The EUR/USD pair quite significantly dropped yesterday after the release of disappointing industrial production numbers in Europe. The U.S. dollar managed to gain thanks to investor sentiment improvement and a surge in Treasury yields. Support is set at 1.23, resistance at 1.24.
The greenback gained on the back of investor sentiment improvement that pushed Treasury yields and Wall Street indices higher. The dollar index measuring its strength agains six major currencies climbed to 89.758 level, ending a four-day losing streak. The rebound was possible amid a surge in Treasury yields, with that of the 10-year surging to the highest level since March. The dollar also got a boost from a rise of all major indices on Wall Streat. Fears related to the situation in Syria ebbed after Donald Trump suggested that a military strike may not be imminent.
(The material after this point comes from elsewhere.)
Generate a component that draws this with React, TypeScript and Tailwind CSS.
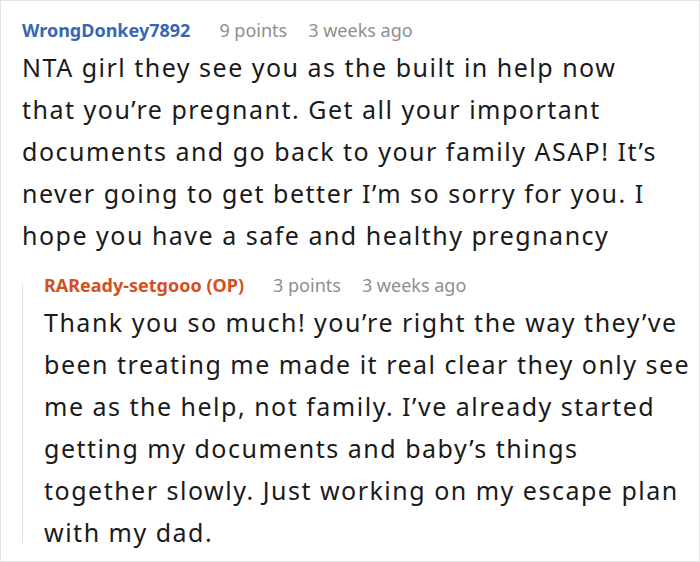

The euro’s situation looks a bit worse at the moment. The common currency initially rose by 0.4% this week thanks to European Central Bank officials comments, suggesting a possible normalization of the bank’s monetary policy. Thursday brought a drop by 0.3%, ending a four-day winning streak after a release of new, disappointing data. Industrial production in the bloc dropped by 0.8% month on month, although a rise by 0.1% was expected. Year on year the numbers came at 2.9%, while 3.5% was expected and the previous reading was 3.7%.
Pic.1. EUR/USD chart.
Uncertainty on the markets has eased and supported the greenback, but the EUR/USD pair was able to defend the current support at 1.23. The economic calendar is rather empty today, and the main event of the day will be the release of University of Michigan sentiment numbers. A strong reading could support the dollar and bring a new attempt to push the pair lower.